(Source material)
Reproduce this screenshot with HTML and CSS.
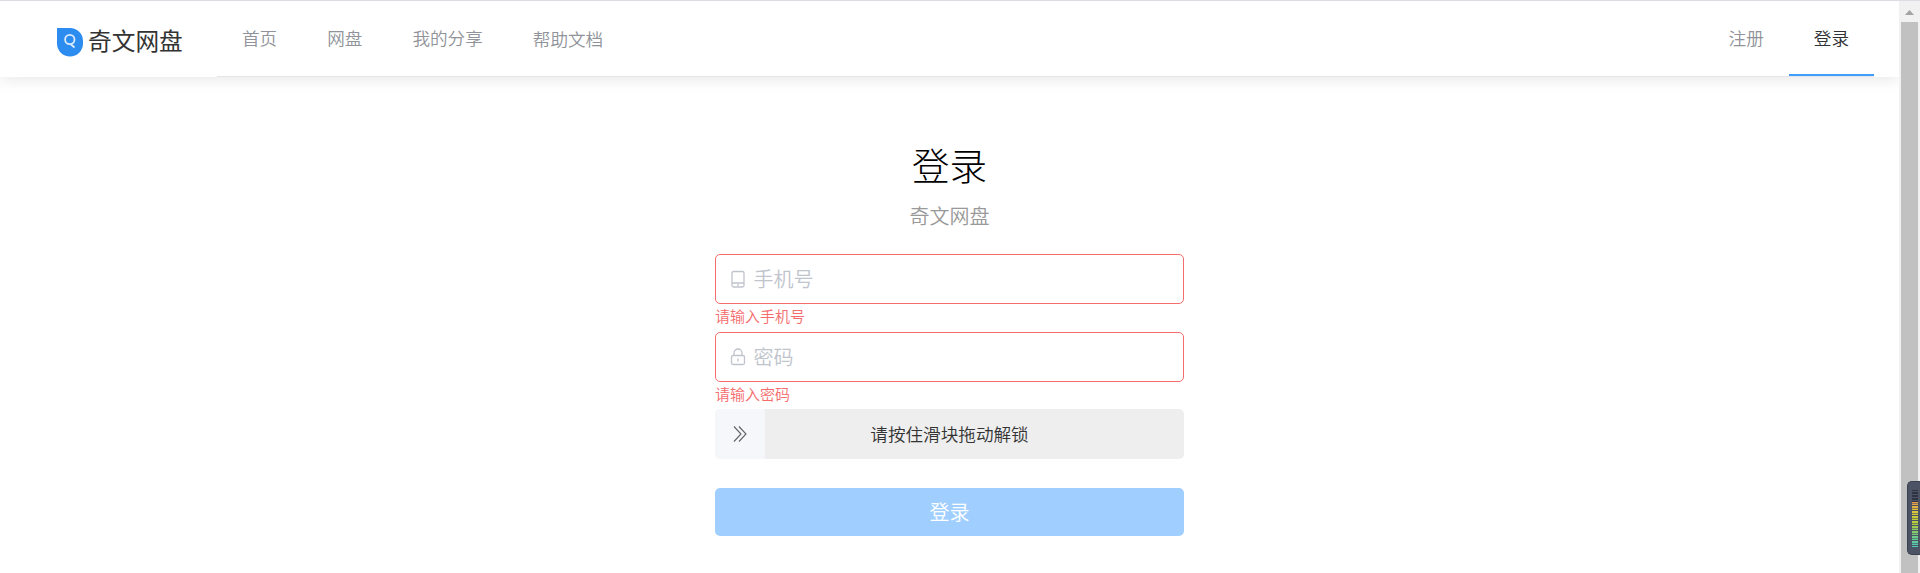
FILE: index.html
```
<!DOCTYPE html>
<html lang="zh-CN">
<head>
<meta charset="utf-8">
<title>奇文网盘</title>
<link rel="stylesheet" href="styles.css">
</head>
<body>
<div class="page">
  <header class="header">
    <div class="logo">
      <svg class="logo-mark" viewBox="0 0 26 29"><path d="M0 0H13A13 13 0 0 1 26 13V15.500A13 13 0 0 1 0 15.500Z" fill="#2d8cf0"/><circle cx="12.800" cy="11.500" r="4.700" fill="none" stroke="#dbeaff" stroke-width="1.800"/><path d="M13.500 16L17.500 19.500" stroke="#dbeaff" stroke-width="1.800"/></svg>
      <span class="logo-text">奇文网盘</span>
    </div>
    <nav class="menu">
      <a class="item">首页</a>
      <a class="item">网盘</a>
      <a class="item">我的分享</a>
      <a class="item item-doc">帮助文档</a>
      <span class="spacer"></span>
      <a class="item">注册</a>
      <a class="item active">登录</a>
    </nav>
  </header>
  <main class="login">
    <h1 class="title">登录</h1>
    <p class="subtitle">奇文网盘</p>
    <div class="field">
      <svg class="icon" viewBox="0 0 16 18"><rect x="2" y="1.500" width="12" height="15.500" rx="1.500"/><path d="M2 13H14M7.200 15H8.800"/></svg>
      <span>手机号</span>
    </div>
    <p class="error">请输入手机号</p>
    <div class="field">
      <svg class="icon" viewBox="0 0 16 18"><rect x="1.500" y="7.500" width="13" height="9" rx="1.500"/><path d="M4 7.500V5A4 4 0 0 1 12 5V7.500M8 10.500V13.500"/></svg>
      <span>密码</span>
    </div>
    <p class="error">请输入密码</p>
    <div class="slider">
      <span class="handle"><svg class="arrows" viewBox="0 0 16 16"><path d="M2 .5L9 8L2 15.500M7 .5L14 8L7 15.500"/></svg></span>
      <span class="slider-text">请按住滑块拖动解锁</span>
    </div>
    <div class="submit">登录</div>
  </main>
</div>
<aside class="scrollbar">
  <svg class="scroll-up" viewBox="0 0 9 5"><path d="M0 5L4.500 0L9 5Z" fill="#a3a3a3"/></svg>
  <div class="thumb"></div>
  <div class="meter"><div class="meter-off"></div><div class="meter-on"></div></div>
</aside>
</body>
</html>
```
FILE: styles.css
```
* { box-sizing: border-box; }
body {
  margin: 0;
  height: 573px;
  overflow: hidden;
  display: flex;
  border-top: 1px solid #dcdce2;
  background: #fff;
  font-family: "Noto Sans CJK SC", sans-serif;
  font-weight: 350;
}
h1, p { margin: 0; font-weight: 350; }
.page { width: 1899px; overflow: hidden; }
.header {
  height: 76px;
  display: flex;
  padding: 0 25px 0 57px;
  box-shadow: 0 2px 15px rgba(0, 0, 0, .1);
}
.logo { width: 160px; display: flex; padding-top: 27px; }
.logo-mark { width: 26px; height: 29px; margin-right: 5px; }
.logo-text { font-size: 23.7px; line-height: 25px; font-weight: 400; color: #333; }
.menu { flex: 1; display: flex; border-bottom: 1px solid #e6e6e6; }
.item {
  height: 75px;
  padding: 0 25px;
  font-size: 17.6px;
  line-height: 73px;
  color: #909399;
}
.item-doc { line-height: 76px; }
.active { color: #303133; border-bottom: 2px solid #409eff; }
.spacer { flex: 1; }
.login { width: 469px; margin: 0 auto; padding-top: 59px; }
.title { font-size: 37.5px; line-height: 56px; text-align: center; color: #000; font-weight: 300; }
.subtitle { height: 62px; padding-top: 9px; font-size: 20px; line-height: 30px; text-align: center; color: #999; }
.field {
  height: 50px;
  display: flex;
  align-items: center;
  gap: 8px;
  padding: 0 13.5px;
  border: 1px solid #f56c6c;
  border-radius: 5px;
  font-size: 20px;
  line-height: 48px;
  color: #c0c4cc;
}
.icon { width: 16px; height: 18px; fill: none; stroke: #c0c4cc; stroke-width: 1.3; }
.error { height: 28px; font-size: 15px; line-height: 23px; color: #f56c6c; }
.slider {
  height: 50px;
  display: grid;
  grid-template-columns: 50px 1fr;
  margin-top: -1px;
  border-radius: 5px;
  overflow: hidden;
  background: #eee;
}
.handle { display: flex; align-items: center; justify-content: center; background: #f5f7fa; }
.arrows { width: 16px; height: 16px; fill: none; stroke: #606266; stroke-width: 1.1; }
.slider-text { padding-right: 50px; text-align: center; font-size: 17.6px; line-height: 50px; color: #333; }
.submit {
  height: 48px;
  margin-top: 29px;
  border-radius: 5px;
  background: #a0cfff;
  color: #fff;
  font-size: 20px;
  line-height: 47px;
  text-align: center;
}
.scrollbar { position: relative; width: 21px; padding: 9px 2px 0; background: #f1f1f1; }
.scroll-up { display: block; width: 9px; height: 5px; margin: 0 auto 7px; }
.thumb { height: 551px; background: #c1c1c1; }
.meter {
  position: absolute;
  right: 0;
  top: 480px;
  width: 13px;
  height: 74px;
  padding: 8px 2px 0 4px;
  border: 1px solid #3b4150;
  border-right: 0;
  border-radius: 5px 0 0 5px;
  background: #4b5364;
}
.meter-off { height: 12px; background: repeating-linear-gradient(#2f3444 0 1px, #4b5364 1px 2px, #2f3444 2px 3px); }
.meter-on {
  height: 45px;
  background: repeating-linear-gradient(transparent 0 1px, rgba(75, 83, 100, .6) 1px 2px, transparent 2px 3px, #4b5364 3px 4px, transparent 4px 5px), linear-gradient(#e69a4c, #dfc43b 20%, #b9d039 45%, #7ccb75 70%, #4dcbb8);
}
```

(Task directions) Return the whole listing, word for word, and leave out every picture.

(Correct output)
Reproduce this screenshot with HTML and CSS.
FILE: index.html
```
<!DOCTYPE html>
<html lang="zh-CN">
<head>
<meta charset="utf-8">
<title>奇文网盘</title>
<link rel="stylesheet" href="styles.css">
</head>
<body>
<div class="page">
  <header class="header">
    <div class="logo">
      <svg class="logo-mark" viewBox="0 0 26 29"><path d="M0 0H13A13 13 0 0 1 26 13V15.500A13 13 0 0 1 0 15.500Z" fill="#2d8cf0"/><circle cx="12.800" cy="11.500" r="4.700" fill="none" stroke="#dbeaff" stroke-width="1.800"/><path d="M13.500 16L17.500 19.500" stroke="#dbeaff" stroke-width="1.800"/></svg>
      <span class="logo-text">奇文网盘</span>
    </div>
    <nav class="menu">
      <a class="item">首页</a>
      <a class="item">网盘</a>
      <a class="item">我的分享</a>
      <a class="item item-doc">帮助文档</a>
      <span class="spacer"></span>
      <a class="item">注册</a>
      <a class="item active">登录</a>
    </nav>
  </header>
  <main class="login">
    <h1 class="title">登录</h1>
    <p class="subtitle">奇文网盘</p>
    <div class="field">
      <svg class="icon" viewBox="0 0 16 18"><rect x="2" y="1.500" width="12" height="15.500" rx="1.500"/><path d="M2 13H14M7.200 15H8.800"/></svg>
      <span>手机号</span>
    </div>
    <p class="error">请输入手机号</p>
    <div class="field">
      <svg class="icon" viewBox="0 0 16 18"><rect x="1.500" y="7.500" width="13" height="9" rx="1.500"/><path d="M4 7.500V5A4 4 0 0 1 12 5V7.500M8 10.500V13.500"/></svg>
      <span>密码</span>
    </div>
    <p class="error">请输入密码</p>
    <div class="slider">
      <span class="handle"><svg class="arrows" viewBox="0 0 16 16"><path d="M2 .5L9 8L2 15.500M7 .5L14 8L7 15.500"/></svg></span>
      <span class="slider-text">请按住滑块拖动解锁</span>
    </div>
    <div class="submit">登录</div>
  </main>
</div>
<aside class="scrollbar">
  <svg class="scroll-up" viewBox="0 0 9 5"><path d="M0 5L4.500 0L9 5Z" fill="#a3a3a3"/></svg>
  <div class="thumb"></div>
  <div class="meter"><div class="meter-off"></div><div class="meter-on"></div></div>
</aside>
</body>
</html>
```
FILE: styles.css
```
* { box-sizing: border-box; }
body {
  margin: 0;
  height: 573px;
  overflow: hidden;
  display: flex;
  border-top: 1px solid #dcdce2;
  background: #fff;
  font-family: "Noto Sans CJK SC", sans-serif;
  font-weight: 350;
}
h1, p { margin: 0; font-weight: 350; }
.page { width: 1899px; overflow: hidden; }
.header {
  height: 76px;
  display: flex;
  padding: 0 25px 0 57px;
  box-shadow: 0 2px 15px rgba(0, 0, 0, .1);
}
.logo { width: 160px; display: flex; padding-top: 27px; }
.logo-mark { width: 26px; height: 29px; margin-right: 5px; }
.logo-text { font-size: 23.7px; line-height: 25px; font-weight: 400; color: #333; }
.menu { flex: 1; display: flex; border-bottom: 1px solid #e6e6e6; }
.item {
  height: 75px;
  padding: 0 25px;
  font-size: 17.6px;
  line-height: 73px;
  color: #909399;
}
.item-doc { line-height: 76px; }
.active { color: #303133; border-bottom: 2px solid #409eff; }
.spacer { flex: 1; }
.login { width: 469px; margin: 0 auto; padding-top: 59px; }
.title { font-size: 37.5px; line-height: 56px; text-align: center; color: #000; font-weight: 300; }
.subtitle { height: 62px; padding-top: 9px; font-size: 20px; line-height: 30px; text-align: center; color: #999; }
.field {
  height: 50px;
  display: flex;
  align-items: center;
  gap: 8px;
  padding: 0 13.5px;
  border: 1px solid #f56c6c;
  border-radius: 5px;
  font-size: 20px;
  line-height: 48px;
  color: #c0c4cc;
}
.icon { width: 16px; height: 18px; fill: none; stroke: #c0c4cc; stroke-width: 1.3; }
.error { height: 28px; font-size: 15px; line-height: 23px; color: #f56c6c; }
.slider {
  height: 50px;
  display: grid;
  grid-template-columns: 50px 1fr;
  margin-top: -1px;
  border-radius: 5px;
  overflow: hidden;
  background: #eee;
}
.handle { display: flex; align-items: center; justify-content: center; background: #f5f7fa; }
.arrows { width: 16px; height: 16px; fill: none; stroke: #606266; stroke-width: 1.1; }
.slider-text { padding-right: 50px; text-align: center; font-size: 17.6px; line-height: 50px; color: #333; }
.submit {
  height: 48px;
  margin-top: 29px;
  border-radius: 5px;
  background: #a0cfff;
  color: #fff;
  font-size: 20px;
  line-height: 47px;
  text-align: center;
}
.scrollbar { position: relative; width: 21px; padding: 9px 2px 0; background: #f1f1f1; }
.scroll-up { display: block; width: 9px; height: 5px; margin: 0 auto 7px; }
.thumb { height: 551px; background: #c1c1c1; }
.meter {
  position: absolute;
  right: 0;
  top: 480px;
  width: 13px;
  height: 74px;
  padding: 8px 2px 0 4px;
  border: 1px solid #3b4150;
  border-right: 0;
  border-radius: 5px 0 0 5px;
  background: #4b5364;
}
.meter-off { height: 12px; background: repeating-linear-gradient(#2f3444 0 1px, #4b5364 1px 2px, #2f3444 2px 3px); }
.meter-on {
  height: 45px;
  background: repeating-linear-gradient(transparent 0 1px, rgba(75, 83, 100, .6) 1px 2px, transparent 2px 3px, #4b5364 3px 4px, transparent 4px 5px), linear-gradient(#e69a4c, #dfc43b 20%, #b9d039 45%, #7ccb75 70%, #4dcbb8);
}
```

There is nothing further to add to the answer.